* **Information shown**:
-- BEGIN --
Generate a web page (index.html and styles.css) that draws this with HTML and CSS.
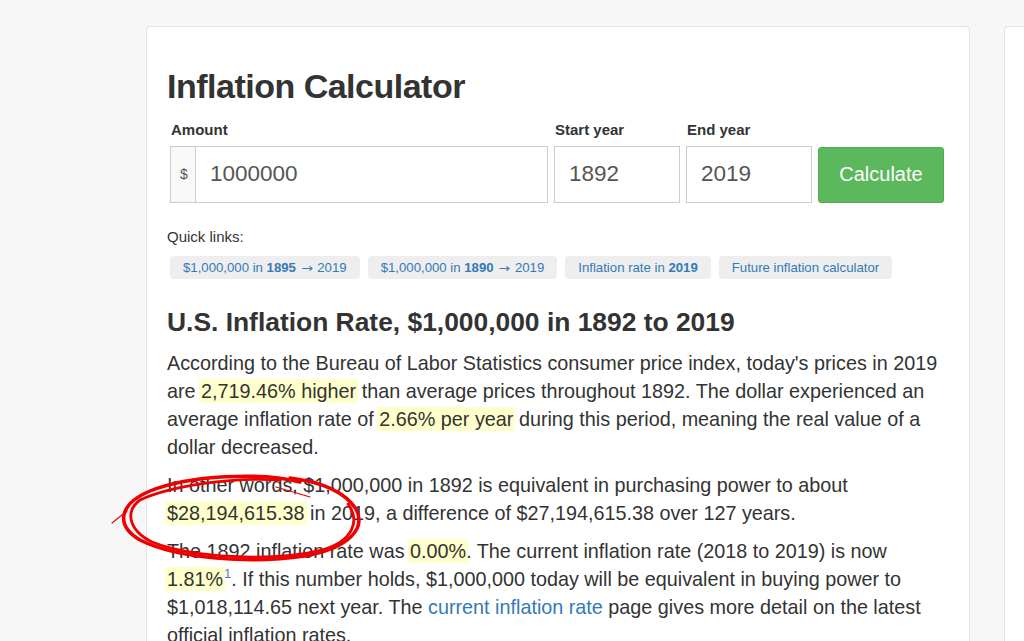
FILE: index.html
```html
<!DOCTYPE html>
<html lang="en">
<head>
<meta charset="utf-8">
<title>Inflation Calculator</title>
<link rel="stylesheet" href="styles.css">
</head>
<body>
<div class="layout">
  <main class="card">
    <h1 class="title">Inflation Calculator</h1>
    <form class="calc-form">
      <div class="field field-amount">
        <label class="field-label">Amount</label>
        <div class="input-group">
          <span class="addon">$</span>
          <input class="text-input" type="text" value="1000000">
        </div>
      </div>
      <div class="field">
        <label class="field-label">Start year</label>
        <input class="text-input" type="text" value="1892">
      </div>
      <div class="field">
        <label class="field-label">End year</label>
        <input class="text-input" type="text" value="2019">
      </div>
      <div class="field field-button">
        <button class="btn-calc" type="button">Calculate</button>
      </div>
    </form>

    <p class="quick-title">Quick links:</p>
    <div class="tags">
      <a class="tag">$1,000,000 in <b>1895</b> <span class="arrow">→</span> 2019</a>
      <a class="tag">$1,000,000 in <b>1890</b> <span class="arrow">→</span> 2019</a>
      <a class="tag">Inflation rate in <b>2019</b></a>
      <a class="tag">Future inflation calculator</a>
    </div>

    <h2 class="subtitle">U.S. Inflation Rate, $1,000,000 in 1892 to 2019</h2>
    <p class="para">According to the Bureau of Labor Statistics consumer price index, today's prices in 2019 are <span class="hl">2,719.46% higher</span> than average prices throughout 1892. The dollar experienced an average inflation rate of <span class="hl">2.66% per year</span> during this period, meaning the real value of a dollar decreased.</p>
    <p class="para">In other words, $1,000,000 in 1892 is equivalent in purchasing power to about <span class="hl">$28,194,615.38</span> in 2019, a difference of $27,194,615.38 over 127 years.</p>
    <p class="para">The 1892 inflation rate was <span class="hl">0.00%</span>. The current inflation rate (2018 to 2019) is now <span class="hl">1.81%</span><sup class="fn">1</sup>. If this number holds, $1,000,000 today will be equivalent in buying power to $1,018,114.65 next year. The <a class="link">current inflation rate</a> page gives more detail on the latest official inflation rates.</p>
  </main>
  <aside class="card side-card"></aside>
</div>

<svg class="scribble" width="1024" height="641" viewBox="0 0 1024 641" aria-hidden="true">
  <path class="loop" d="M 300 482 C 260 472, 190 475, 150 491 C 119 504, 115 525, 140 540 C 178 559, 250 564, 305 556 C 350 548, 366 528, 356 509 C 345 492, 322 482, 290 478"/>
  <path class="loop loop2" d="M 280 480 C 230 477, 170 486, 140 500 C 125 511, 128 530, 152 542 C 192 558, 272 562, 322 550 C 354 541, 360 520, 348 504"/>
  <path class="thin" d="M 112 523 L 127 511"/>
  <path class="thin" d="M 276 487 L 310 497"/>
</svg>
</body>
</html>
```

FILE: styles.css
```css
* { box-sizing: border-box; }

html, body {
  margin: 0;
  padding: 0;
}

body {
  background: #f7f7f7;
  font-family: "Liberation Sans", Arial, sans-serif;
  color: #333;
  overflow: hidden;
  height: 641px;
}

.layout {
  display: flex;
  align-items: flex-start;
  gap: 34px;
  padding: 26px 0 0 146px;
}

.card {
  background: #fff;
  border: 1px solid #e3e3e3;
  border-radius: 4px;
  width: 824px;
  min-height: 760px;
  padding: 40px 20px 0 20px;
  flex: none;
}

.side-card {
  width: 300px;
  padding: 0;
}

.title {
  font-size: 34px;
  line-height: 1.1;
  letter-spacing: -0.5px;
  font-weight: bold;
  margin: 1px 0 15px 0;
  color: #333;
}

.calc-form {
  display: flex;
  gap: 6px;
  margin: 0 0 24px 3px;
}

.field {
  display: flex;
  flex-direction: column;
  width: 126px;
}

.field-amount {
  width: 378px;
}

.field-button {
  justify-content: flex-end;
}

.field-label {
  font-size: 15px;
  font-weight: bold;
  line-height: 20px;
  margin-bottom: 5.5px;
  color: #333;
}

.field .field-label {
  padding-left: 1px;
}

.input-group {
  display: flex;
  height: 57px;
}

.addon {
  width: 25px;
  flex: none;
  border: 1px solid #ccc;
  border-right: 0;
  background: #f8f8f8;
  color: #555;
  font-size: 14px;
  display: flex;
  align-items: center;
  justify-content: center;
  padding-left: 2px;
}

.text-input {
  height: 57px;
  width: 100%;
  min-width: 0;
  border: 1px solid #ccc;
  border-radius: 0;
  padding: 0 13px 0 14px;
  font-family: "Liberation Sans", Arial, sans-serif;
  font-size: 22.5px;
  color: #555;
  background: #fff;
  outline: none;
}

.input-group .text-input {
  flex: 1;
}

.btn-calc {
  height: 56px;
  width: 126px;
  background: #5cb85c;
  border: 1px solid #4cae4c;
  border-radius: 3px;
  color: #fff;
  font-family: "Liberation Sans", Arial, sans-serif;
  font-size: 20px;
  padding: 0;
}

.quick-title {
  font-size: 15px;
  line-height: 20px;
  margin: 0 0 9.5px 0;
}

.tags {
  display: flex;
  gap: 8px;
  margin: 0 0 29px 3px;
}

.tag {
  display: block;
  height: 23px;
  line-height: 23px;
  padding: 0 13px;
  background: #eee;
  border-radius: 4px;
  font-size: 13.2px;
  color: #337ab7;
  text-decoration: none;
  white-space: nowrap;
}

.tag b {
  font-weight: bold;
}

.arrow {
  font-family: "DejaVu Sans", sans-serif;
  font-size: 12px;
  display: inline-block;
  width: 14px;
  text-align: center;
  transform: scaleX(1.15);
}

.subtitle {
  font-size: 26.4px;
  line-height: 1.1;
  font-weight: bold;
  margin: 0 0 11.5px 0;
  color: #333;
}

.para {
  font-size: 19.8px;
  line-height: 28px;
  margin: 0 0 10px 0;
}

.hl {
  background: #ffffcc;
  padding: 1px 2px;
  margin: 0 -2px;
}

.fn {
  font-size: 13px;
  color: #4a7fb5;
  vertical-align: 8px;
  line-height: 0;
  margin-left: 1px;
}

.link {
  color: #337ab7;
  text-decoration: none;
}

.scribble {
  position: absolute;
  left: 0;
  top: 0;
  pointer-events: none;
}

.loop {
  fill: none;
  stroke: #ee0000;
  stroke-width: 3.5;
  stroke-linecap: round;
}

.loop2 {
  stroke-width: 2.8;
}

.thin {
  fill: none;
  stroke: #ee0000;
  stroke-width: 1.2;
  stroke-linecap: round;
}
```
-- END --
* **Work to do**:
Find each line holding the string "styles" and copy it out.

* **Written reply**:
Generate a web page (index.html and styles.css) that draws this with HTML and CSS.
<link rel="stylesheet" href="styles.css">
FILE: styles.css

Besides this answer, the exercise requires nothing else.